Meet our members!  AFN’s greatest asset is our members—a diverse network of national, regional, and community-based foundations, financial institutions, and grantmakers—investing in advancing equitable wealth building and economic mobility. Check back each month and meet your peers!   

1: What is the mission of your organization and how is advancing equitable wealth building and economic mobility incorporated into the work?

Victoria Foundation is a private independent foundation in Newark, NJ founded in 1924. For the past 55 years, Victoria Foundation has focused most of its resources on children and families living in Newark, and protecting New Jersey’s watershed areas, with grants totaling $300 million. Victoria adopted a new framework in 2021 focused explicitly on social and racial justice, and will direct its grantmaking, investments and relationships on addressing systemic causes of generational poverty in Newark by focusing on strengthening community power, fostering economic justice, and promoting youth self-determination.

Our economic justice priority focuses on living wages, economic ownership, anti-displacement, and environmental justice. Our philanthropic approach is grounded in relationships.

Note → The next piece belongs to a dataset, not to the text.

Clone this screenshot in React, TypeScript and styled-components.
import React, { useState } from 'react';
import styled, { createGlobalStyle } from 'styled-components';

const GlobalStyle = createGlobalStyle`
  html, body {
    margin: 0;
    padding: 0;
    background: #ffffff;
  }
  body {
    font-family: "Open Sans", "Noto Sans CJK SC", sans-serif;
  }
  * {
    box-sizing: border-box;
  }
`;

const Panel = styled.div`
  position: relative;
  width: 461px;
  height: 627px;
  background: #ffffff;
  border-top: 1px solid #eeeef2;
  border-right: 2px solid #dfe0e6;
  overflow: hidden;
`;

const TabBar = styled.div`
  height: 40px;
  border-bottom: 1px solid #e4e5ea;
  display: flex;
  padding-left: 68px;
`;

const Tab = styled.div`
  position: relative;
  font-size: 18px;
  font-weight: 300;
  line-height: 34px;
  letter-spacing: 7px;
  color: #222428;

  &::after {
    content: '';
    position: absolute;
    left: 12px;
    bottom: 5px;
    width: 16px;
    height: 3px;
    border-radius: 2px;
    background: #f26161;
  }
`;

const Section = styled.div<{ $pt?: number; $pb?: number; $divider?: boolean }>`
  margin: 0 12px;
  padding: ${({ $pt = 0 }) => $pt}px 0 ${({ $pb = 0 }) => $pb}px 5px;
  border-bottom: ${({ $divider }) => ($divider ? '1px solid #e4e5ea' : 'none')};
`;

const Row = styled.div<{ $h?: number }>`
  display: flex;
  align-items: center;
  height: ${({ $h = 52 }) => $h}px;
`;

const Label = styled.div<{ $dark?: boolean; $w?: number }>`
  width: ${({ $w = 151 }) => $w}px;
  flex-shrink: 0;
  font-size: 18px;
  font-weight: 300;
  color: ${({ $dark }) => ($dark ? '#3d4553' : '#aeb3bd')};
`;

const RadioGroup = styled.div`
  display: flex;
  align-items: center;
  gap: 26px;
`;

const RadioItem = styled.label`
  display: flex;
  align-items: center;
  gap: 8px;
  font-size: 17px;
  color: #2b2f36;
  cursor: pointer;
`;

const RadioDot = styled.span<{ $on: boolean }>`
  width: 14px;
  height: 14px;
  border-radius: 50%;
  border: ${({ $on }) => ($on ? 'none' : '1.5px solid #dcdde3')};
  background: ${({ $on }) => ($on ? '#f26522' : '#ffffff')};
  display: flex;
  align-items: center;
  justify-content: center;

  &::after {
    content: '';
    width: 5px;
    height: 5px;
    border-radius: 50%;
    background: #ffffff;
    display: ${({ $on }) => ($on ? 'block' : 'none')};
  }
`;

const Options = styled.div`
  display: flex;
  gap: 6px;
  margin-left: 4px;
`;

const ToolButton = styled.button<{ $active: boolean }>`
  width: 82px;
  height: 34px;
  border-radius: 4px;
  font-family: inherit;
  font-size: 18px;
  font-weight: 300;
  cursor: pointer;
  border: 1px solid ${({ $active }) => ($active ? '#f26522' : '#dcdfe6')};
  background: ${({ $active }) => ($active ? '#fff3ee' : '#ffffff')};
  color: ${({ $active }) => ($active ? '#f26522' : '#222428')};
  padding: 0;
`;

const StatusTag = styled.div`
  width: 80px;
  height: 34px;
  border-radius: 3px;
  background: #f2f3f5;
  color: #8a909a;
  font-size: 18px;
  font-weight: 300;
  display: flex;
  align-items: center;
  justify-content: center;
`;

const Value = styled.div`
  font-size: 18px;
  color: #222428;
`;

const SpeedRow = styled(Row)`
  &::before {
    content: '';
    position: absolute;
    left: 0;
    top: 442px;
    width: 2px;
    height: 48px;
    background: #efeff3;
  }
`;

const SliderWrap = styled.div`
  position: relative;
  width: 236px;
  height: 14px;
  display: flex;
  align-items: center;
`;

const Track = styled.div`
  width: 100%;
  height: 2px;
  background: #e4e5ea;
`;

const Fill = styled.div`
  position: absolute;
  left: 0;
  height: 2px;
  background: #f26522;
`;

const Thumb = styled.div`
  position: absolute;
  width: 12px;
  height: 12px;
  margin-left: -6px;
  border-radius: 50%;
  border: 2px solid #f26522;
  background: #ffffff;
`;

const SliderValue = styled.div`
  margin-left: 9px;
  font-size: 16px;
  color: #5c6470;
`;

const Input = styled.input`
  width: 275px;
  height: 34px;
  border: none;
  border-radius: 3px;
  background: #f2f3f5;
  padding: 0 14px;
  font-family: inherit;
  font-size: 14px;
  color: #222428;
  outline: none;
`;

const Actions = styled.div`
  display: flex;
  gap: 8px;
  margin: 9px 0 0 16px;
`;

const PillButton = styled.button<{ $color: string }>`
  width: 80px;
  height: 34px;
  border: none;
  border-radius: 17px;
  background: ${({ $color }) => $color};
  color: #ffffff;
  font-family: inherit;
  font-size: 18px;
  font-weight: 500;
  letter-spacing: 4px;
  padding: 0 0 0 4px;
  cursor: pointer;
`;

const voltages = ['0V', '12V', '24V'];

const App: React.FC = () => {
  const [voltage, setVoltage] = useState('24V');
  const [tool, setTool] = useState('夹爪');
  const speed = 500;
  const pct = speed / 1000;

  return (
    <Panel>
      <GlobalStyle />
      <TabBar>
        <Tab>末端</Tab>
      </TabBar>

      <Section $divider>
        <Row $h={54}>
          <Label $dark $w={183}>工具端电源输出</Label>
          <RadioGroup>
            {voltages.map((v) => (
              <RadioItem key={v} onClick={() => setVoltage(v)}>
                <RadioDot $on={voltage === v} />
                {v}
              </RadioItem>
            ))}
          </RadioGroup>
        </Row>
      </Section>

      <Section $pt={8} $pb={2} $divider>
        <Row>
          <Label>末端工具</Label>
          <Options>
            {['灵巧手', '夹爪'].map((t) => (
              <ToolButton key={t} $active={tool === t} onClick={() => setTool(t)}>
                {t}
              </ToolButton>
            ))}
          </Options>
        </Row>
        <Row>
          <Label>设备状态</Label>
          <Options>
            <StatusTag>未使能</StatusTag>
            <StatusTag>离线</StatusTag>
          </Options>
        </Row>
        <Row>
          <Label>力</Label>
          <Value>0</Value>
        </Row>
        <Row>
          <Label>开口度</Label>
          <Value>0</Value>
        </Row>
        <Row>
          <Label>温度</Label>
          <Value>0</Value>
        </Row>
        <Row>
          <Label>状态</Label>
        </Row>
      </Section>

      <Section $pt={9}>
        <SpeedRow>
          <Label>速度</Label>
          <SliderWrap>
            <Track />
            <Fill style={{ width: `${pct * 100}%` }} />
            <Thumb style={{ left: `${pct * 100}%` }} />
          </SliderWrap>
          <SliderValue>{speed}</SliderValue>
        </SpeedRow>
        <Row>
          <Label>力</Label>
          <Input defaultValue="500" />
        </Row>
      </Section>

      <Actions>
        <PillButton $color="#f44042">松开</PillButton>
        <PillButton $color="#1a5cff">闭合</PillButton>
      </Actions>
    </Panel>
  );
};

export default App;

We invest in nonprofits led and staffed by people of color, with the goal of driving resources to organizations that are accountable to Black and Brown communities. We seek to align our resources, strategies, and staffing to take on the causes of intergenerational poverty and inequality.

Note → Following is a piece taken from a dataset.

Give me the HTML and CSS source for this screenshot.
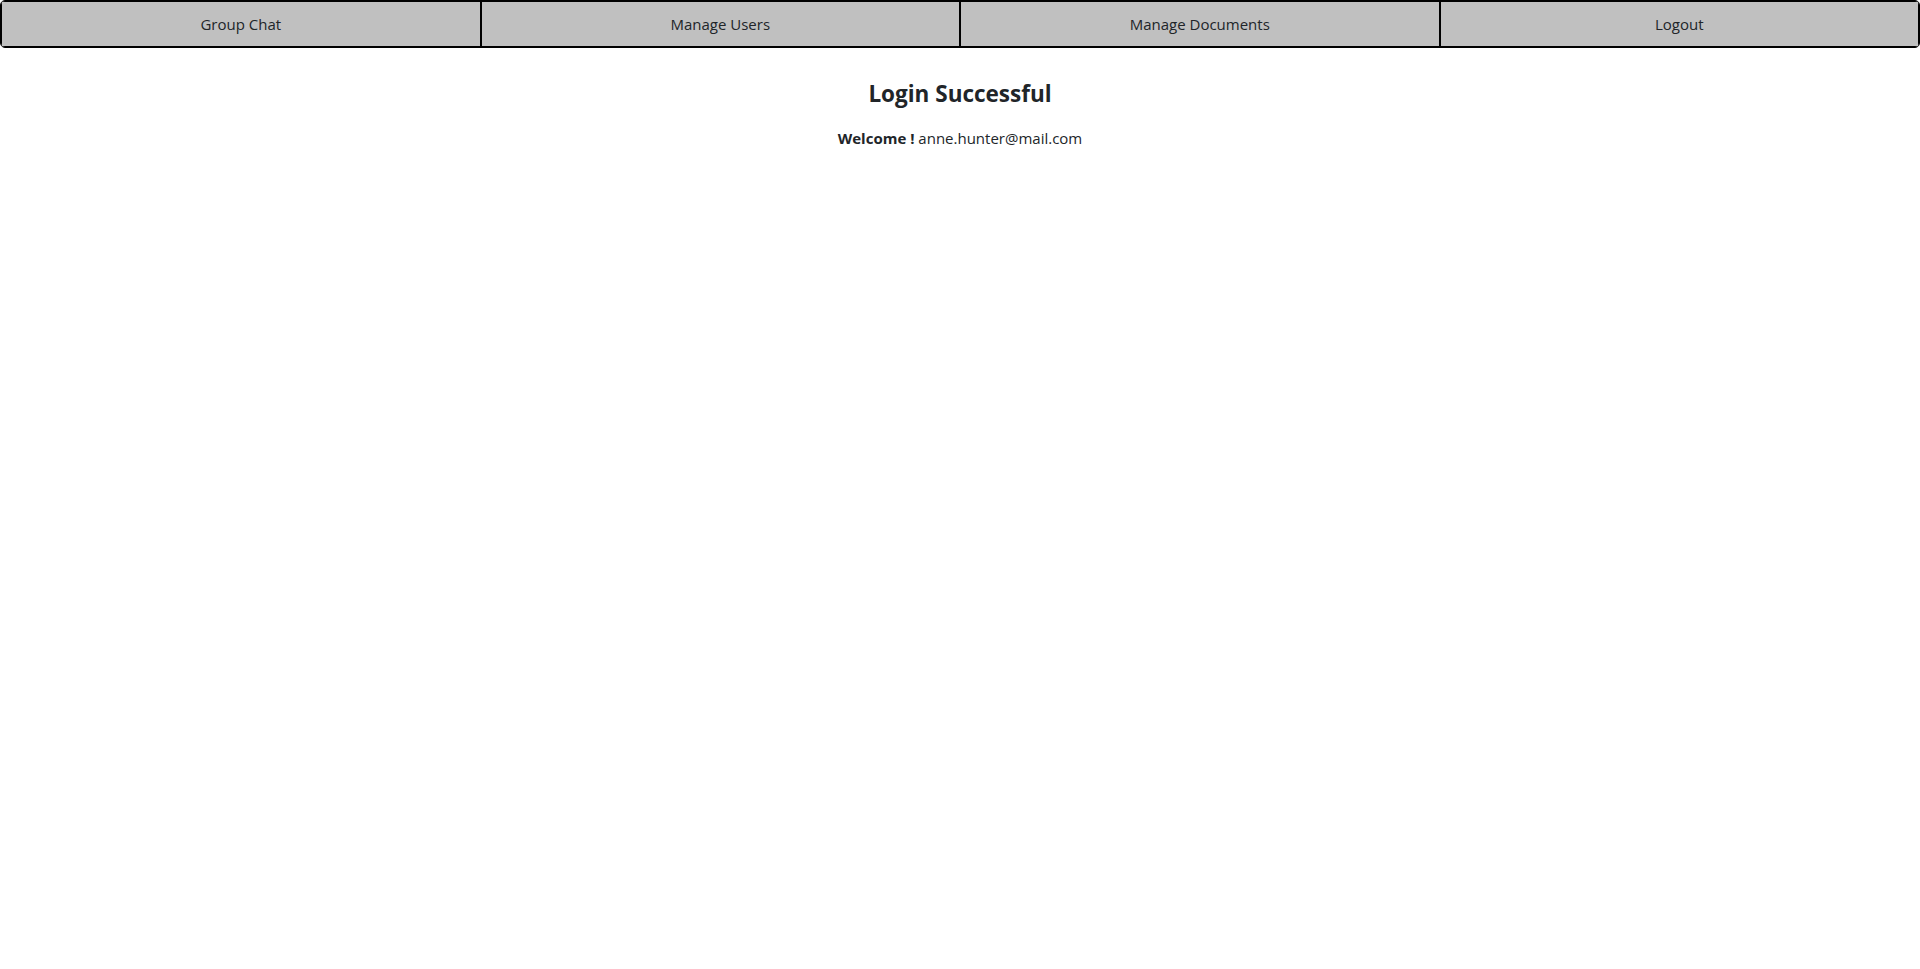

2: How does your organization bridge the racial wealth gap?

Our efforts on the racial wealth gap, like all our new funding strategies, are shaped and guided by engagement with residents and stakeholders working at the neighborhood level. Newark is a proud majority Black and Brown city with many experienced activists as well as policy and academic leaders of color focused on this issue. We aspire to prioritize funding strategies in collaboration with our nonprofit partners and Newark community stakeholders, so that program priorities are community-centered and focused on equity.


3: Where are we lacking investments as a sector that will result in greater economic equity, and how can we address the gap?

Funding economic equity means confronting the legacy and ongoing impact of structural racism and disinvestment. I believe we need to invest deeply and over the long term in BIPOC leadership organizing for worker power (unions, worker centers, union-community coalitions, living wage campaigns) and against financial exploitation (payday and predatory lending, price gouging, wage theft, etc.). One way to think about foundation resources in this space is to consider endowments for community spaces and/or operating funds, for example, for training centers for organizers.


4: Share a question you would like to raise to your AFN community.

How can we create more accountability structures within philanthropy for people and communities directly impacted by racialized economic exploitation?


5: What have been some of the biggest benefits of being part of the Asset Funders Network?

I have greatly appreciated both the contacts with regional colleagues and the educational panels on key issues.


6: What event or activity in your community have you most enjoyed resuming in the past year?

Outside of work, I have enjoyed getting more deeply involved in climate-related protests and campaigns against fossil fuel finance.

About Stephanie Greenwood, Senior Strategy Officer, Victoria Foundation

Stephanie Greenwood serves as the Senior Strategy Officer for Victoria Foundation’s Economic Justice portfolio in Newark, NJ. She combines over twenty years of experience in public policy, advocacy, coalition-building, project management, and grants administration in the nonprofit, public, and philanthropic sectors with a deep personal commitment to place-based, intersectional equity and justice. At Victoria Foundation, she mobilizes resources in support of groups working to advance economic justice in Newark with a particular focus on housing, environmental and climate justice, and accountable neighborhood development. She also serves as the co-chair of the Environmental Funders Affinity Group for the Council of New Jersey Grantmakers and coordinates the Healthy Homes impact team for Believe in a Healthy Newark. Her work emphasizes close collaboration with and accountability to community partners toward the vision of a healthy, just, regenerative local economy.

Prior to joining the Victoria Foundation in 2014, she worked in the City of Newark’s Economic and Housing Development Department. From 2007 to 2011, she coordinated a multi-municipality taskforce responding to the foreclosure crisis, helped secure and deploy over $20 million in federal funds to reclaim abandoned housing, and supported a range of community development initiatives. From 2011 to 2014, she served as the City of Newark’s Sustainability Director, coordinating and drafting Newark’s first Sustainability Action Plan, securing and deploying over $13 million in public and private grant funds, and growing and institutionalizing Newark’s municipal commitment to sustainability.

Stephanie holds an undergraduate degree from Harvard University and a Masters of Public Affairs from the Woodrow Wilson School at Princeton University.